## start

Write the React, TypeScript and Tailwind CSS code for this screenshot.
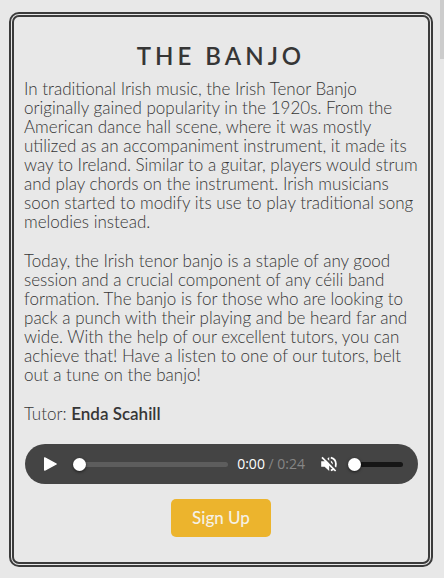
import { useState } from "react";

const rangeBase =
  "h-[13px] min-w-0 cursor-pointer appearance-none bg-transparent " +
  "[&::-webkit-slider-runnable-track]:h-[5px] [&::-webkit-slider-runnable-track]:rounded-full " +
  "[&::-webkit-slider-thumb]:-mt-1 [&::-webkit-slider-thumb]:size-[13px] [&::-webkit-slider-thumb]:appearance-none " +
  "[&::-webkit-slider-thumb]:rounded-full [&::-webkit-slider-thumb]:bg-white [&::-webkit-slider-thumb]:shadow-[0_1px_3px_rgba(0,0,0,0.6)]";

function AudioPlayer() {
  const [position, setPosition] = useState(0);
  const [volume, setVolume] = useState(0);
  return (
    <div className="flex h-10 items-center rounded-full bg-[#444444] pr-[15px] pl-[17px]">
      <button type="button" aria-label="Play" className="flex size-4 shrink-0 items-center justify-center">
        <svg viewBox="0 0 16 16" className="size-4" fill="#fff" stroke="#fff" strokeWidth="1.4" strokeLinejoin="round">
          <path d="M2.7 1.9v12.2L14.2 8z" />
        </svg>
      </button>
      <input
        type="range"
        aria-label="Seek"
        min={0}
        max={24}
        value={position}
        onChange={(e) => setPosition(Number(e.target.value))}
        className={`${rangeBase} ml-[15px] flex-1 [&::-webkit-slider-runnable-track]:bg-[#5d5d5d]`}
      />
      <p className="ml-[9px] font-['Open_Sans',sans-serif] text-sm leading-5 whitespace-nowrap text-[#868686]">
        <span className="text-white">0:00</span> / 0:24
      </p>
      <button type="button" aria-label="Unmute" className="ml-[15px] flex size-[18px] shrink-0 items-center justify-center">
        <svg viewBox="0 0 18 18" className="size-[18px]" fill="none" stroke="#fff">
          <path d="M1.2 6.2h3.4L9.2 2v14L4.6 11.8H1.2z" fill="#fff" stroke="none" />
          <path d="M10.8 5.4c2.8 1.3 2.8 5.9 0 7.2z" fill="#fff" stroke="none" />
          <path d="M10.8 2.6c6.8 1.6 6.8 11.2 0 12.8" strokeWidth="1.8" />
          <path d="M3.5 1.5 17 15" stroke="#444444" strokeWidth="2" />
          <path d="M2 2.4 15.6 16" strokeWidth="1.7" />
        </svg>
      </button>
      <input
        type="range"
        aria-label="Volume"
        min={0}
        max={100}
        value={volume}
        onChange={(e) => setVolume(Number(e.target.value))}
        className={`${rangeBase} ml-[10px] w-[55px] shrink-0 [&::-webkit-slider-runnable-track]:bg-[#161616]`}
      />
    </div>
  );
}

export default function App() {
  return (
    <div className="relative min-h-screen bg-[#e8e8e8] pt-3 pr-[11px] pb-[11px] pl-[9px] font-['Lato',sans-serif] text-[#363636]">
      <div className="absolute top-0 right-0 h-[59px] w-1 bg-[#cccccc]" />
      <main className="rounded-[10px] border-[5px] border-double border-[#3b3b3b] pt-[23px] pb-[25px]">
        <h1 className="text-center text-2xl leading-8 font-semibold tracking-[4px]">THE BANJO</h1>
        <div className="mt-[7px] flex flex-col gap-5 pr-1 pl-[10px] text-[17px] leading-[19px] font-light">
          <p>
            In traditional Irish music, the Irish Tenor Banjo originally gained popularity in the 1920s. From the
            American dance hall scene, where it was mostly utilized as an accompaniment instrument, it made its way to
            Ireland. Similar to a guitar, players would strum and play chords on the instrument. Irish musicians soon
            started to modify its use to play traditional song melodies instead.
          </p>
          <p>
            Today, the Irish tenor banjo is a staple of any good session and a crucial component of any céili band
            formation. The banjo is for those who are looking to pack a punch with their playing and be heard far and
            wide. With the help of our excellent tutors, you can achieve that! Have a listen to one of our tutors, belt
            out a tune on the banjo!
          </p>
          <p>
            Tutor: <strong className="font-semibold">Enda Scahill</strong>
          </p>
        </div>
        <div className="mt-[21px] pr-[10px] pl-[11px]">
          <AudioPlayer />
        </div>
        <div className="mt-[15px] flex justify-center">
          <button
            type="button"
            className="h-[38px] rounded-[5px] bg-[#ecb42d] px-[21px] text-[17px] font-medium text-[#f5f1e6]"
          >
            Sign Up
          </button>
        </div>
      </main>
    </div>
  );
}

## end

Work required | Omit the pictures, then output the rest of the listing exactly.

Answer for the task |
Write the React, TypeScript and Tailwind CSS code for this screenshot.
import { useState } from "react";

const rangeBase =
  "h-[13px] min-w-0 cursor-pointer appearance-none bg-transparent " +
  "[&::-webkit-slider-runnable-track]:h-[5px] [&::-webkit-slider-runnable-track]:rounded-full " +
  "[&::-webkit-slider-thumb]:-mt-1 [&::-webkit-slider-thumb]:size-[13px] [&::-webkit-slider-thumb]:appearance-none " +
  "[&::-webkit-slider-thumb]:rounded-full [&::-webkit-slider-thumb]:bg-white [&::-webkit-slider-thumb]:shadow-[0_1px_3px_rgba(0,0,0,0.6)]";

function AudioPlayer() {
  const [position, setPosition] = useState(0);
  const [volume, setVolume] = useState(0);
  return (
    <div className="flex h-10 items-center rounded-full bg-[#444444] pr-[15px] pl-[17px]">
      <button type="button" aria-label="Play" className="flex size-4 shrink-0 items-center justify-center">
        <svg viewBox="0 0 16 16" className="size-4" fill="#fff" stroke="#fff" strokeWidth="1.4" strokeLinejoin="round">
          <path d="M2.7 1.9v12.2L14.2 8z" />
        </svg>
      </button>
      <input
        type="range"
        aria-label="Seek"
        min={0}
        max={24}
        value={position}
        onChange={(e) => setPosition(Number(e.target.value))}
        className={`${rangeBase} ml-[15px] flex-1 [&::-webkit-slider-runnable-track]:bg-[#5d5d5d]`}
      />
      <p className="ml-[9px] font-['Open_Sans',sans-serif] text-sm leading-5 whitespace-nowrap text-[#868686]">
        <span className="text-white">0:00</span> / 0:24
      </p>
      <button type="button" aria-label="Unmute" className="ml-[15px] flex size-[18px] shrink-0 items-center justify-center">
        <svg viewBox="0 0 18 18" className="size-[18px]" fill="none" stroke="#fff">
          <path d="M1.2 6.2h3.4L9.2 2v14L4.6 11.8H1.2z" fill="#fff" stroke="none" />
          <path d="M10.8 5.4c2.8 1.3 2.8 5.9 0 7.2z" fill="#fff" stroke="none" />
          <path d="M10.8 2.6c6.8 1.6 6.8 11.2 0 12.8" strokeWidth="1.8" />
          <path d="M3.5 1.5 17 15" stroke="#444444" strokeWidth="2" />
          <path d="M2 2.4 15.6 16" strokeWidth="1.7" />
        </svg>
      </button>
      <input
        type="range"
        aria-label="Volume"
        min={0}
        max={100}
        value={volume}
        onChange={(e) => setVolume(Number(e.target.value))}
        className={`${rangeBase} ml-[10px] w-[55px] shrink-0 [&::-webkit-slider-runnable-track]:bg-[#161616]`}
      />
    </div>
  );
}

export default function App() {
  return (
    <div className="relative min-h-screen bg-[#e8e8e8] pt-3 pr-[11px] pb-[11px] pl-[9px] font-['Lato',sans-serif] text-[#363636]">
      <div className="absolute top-0 right-0 h-[59px] w-1 bg-[#cccccc]" />
      <main className="rounded-[10px] border-[5px] border-double border-[#3b3b3b] pt-[23px] pb-[25px]">
        <h1 className="text-center text-2xl leading-8 font-semibold tracking-[4px]">THE BANJO</h1>
        <div className="mt-[7px] flex flex-col gap-5 pr-1 pl-[10px] text-[17px] leading-[19px] font-light">
          <p>
            In traditional Irish music, the Irish Tenor Banjo originally gained popularity in the 1920s. From the
            American dance hall scene, where it was mostly utilized as an accompaniment instrument, it made its way to
            Ireland. Similar to a guitar, players would strum and play chords on the instrument. Irish musicians soon
            started to modify its use to play traditional song melodies instead.
          </p>
          <p>
            Today, the Irish tenor banjo is a staple of any good session and a crucial component of any céili band
            formation. The banjo is for those who are looking to pack a punch with their playing and be heard far and
            wide. With the help of our excellent tutors, you can achieve that! Have a listen to one of our tutors, belt
            out a tune on the banjo!
          </p>
          <p>
            Tutor: <strong className="font-semibold">Enda Scahill</strong>
          </p>
        </div>
        <div className="mt-[21px] pr-[10px] pl-[11px]">
          <AudioPlayer />
        </div>
        <div className="mt-[15px] flex justify-center">
          <button
            type="button"
            className="h-[38px] rounded-[5px] bg-[#ecb42d] px-[21px] text-[17px] font-medium text-[#f5f1e6]"
          >
            Sign Up
          </button>
        </div>
      </main>
    </div>
  );
}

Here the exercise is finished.